**WORK TO COMPLETE**
Set down the lines from the one containing "Give me the" to the one containing "import React from", both lines included, exactly as they stand and with no other lines.

**RECORDS SUPPLIED**
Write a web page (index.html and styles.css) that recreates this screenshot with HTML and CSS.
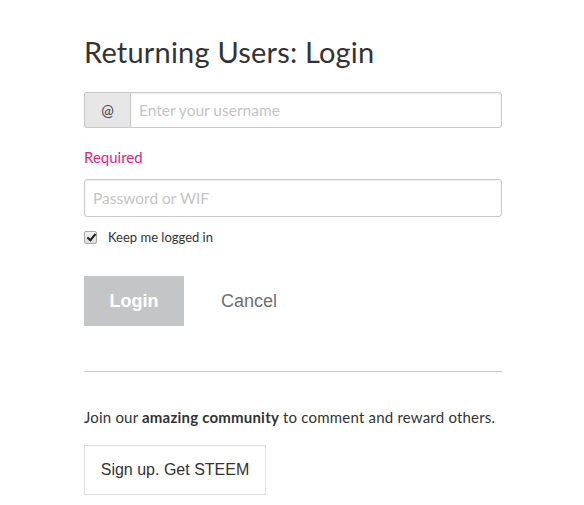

* * *

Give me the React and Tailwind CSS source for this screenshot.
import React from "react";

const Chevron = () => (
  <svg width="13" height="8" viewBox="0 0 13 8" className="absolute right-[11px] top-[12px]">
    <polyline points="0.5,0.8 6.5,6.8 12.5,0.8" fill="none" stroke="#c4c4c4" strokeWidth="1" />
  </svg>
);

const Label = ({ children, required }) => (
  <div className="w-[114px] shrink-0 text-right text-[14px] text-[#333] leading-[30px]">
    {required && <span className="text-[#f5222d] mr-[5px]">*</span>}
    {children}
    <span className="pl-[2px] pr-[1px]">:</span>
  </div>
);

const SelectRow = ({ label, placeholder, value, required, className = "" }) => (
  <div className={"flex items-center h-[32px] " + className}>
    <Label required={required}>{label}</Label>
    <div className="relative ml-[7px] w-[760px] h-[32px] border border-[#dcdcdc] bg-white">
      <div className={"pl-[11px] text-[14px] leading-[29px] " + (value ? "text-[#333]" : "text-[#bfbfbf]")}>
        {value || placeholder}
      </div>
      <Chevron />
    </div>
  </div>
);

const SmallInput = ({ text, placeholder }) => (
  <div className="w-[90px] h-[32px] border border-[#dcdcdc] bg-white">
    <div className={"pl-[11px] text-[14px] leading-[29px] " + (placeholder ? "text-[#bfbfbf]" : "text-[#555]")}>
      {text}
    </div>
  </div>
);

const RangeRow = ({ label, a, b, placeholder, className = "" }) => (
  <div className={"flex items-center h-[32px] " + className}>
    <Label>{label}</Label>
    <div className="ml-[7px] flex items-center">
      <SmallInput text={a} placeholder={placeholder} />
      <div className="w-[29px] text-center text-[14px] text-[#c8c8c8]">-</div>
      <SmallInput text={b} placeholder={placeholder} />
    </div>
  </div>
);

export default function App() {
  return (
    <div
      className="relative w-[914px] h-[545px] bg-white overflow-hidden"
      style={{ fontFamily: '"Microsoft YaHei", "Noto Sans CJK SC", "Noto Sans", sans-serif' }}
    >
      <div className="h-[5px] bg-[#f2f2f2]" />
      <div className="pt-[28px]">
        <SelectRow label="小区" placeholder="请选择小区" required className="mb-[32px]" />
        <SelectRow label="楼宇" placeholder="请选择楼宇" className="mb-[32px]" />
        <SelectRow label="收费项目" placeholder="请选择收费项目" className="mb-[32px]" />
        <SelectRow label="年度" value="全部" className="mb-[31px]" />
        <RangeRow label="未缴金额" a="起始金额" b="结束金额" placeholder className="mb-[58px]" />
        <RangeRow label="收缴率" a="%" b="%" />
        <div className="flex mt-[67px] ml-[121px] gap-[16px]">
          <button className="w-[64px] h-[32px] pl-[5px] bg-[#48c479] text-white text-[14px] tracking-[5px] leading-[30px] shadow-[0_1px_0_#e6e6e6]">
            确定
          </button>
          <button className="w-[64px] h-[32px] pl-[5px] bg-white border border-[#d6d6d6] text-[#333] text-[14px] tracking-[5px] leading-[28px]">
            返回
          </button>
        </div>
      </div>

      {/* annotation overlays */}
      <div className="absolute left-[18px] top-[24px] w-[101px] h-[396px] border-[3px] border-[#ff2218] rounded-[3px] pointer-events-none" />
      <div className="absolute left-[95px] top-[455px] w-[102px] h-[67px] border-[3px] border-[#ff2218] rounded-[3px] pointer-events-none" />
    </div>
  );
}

**WRITTEN RESPONSE**
Give me the React and Tailwind CSS source for this screenshot.
import React from "react";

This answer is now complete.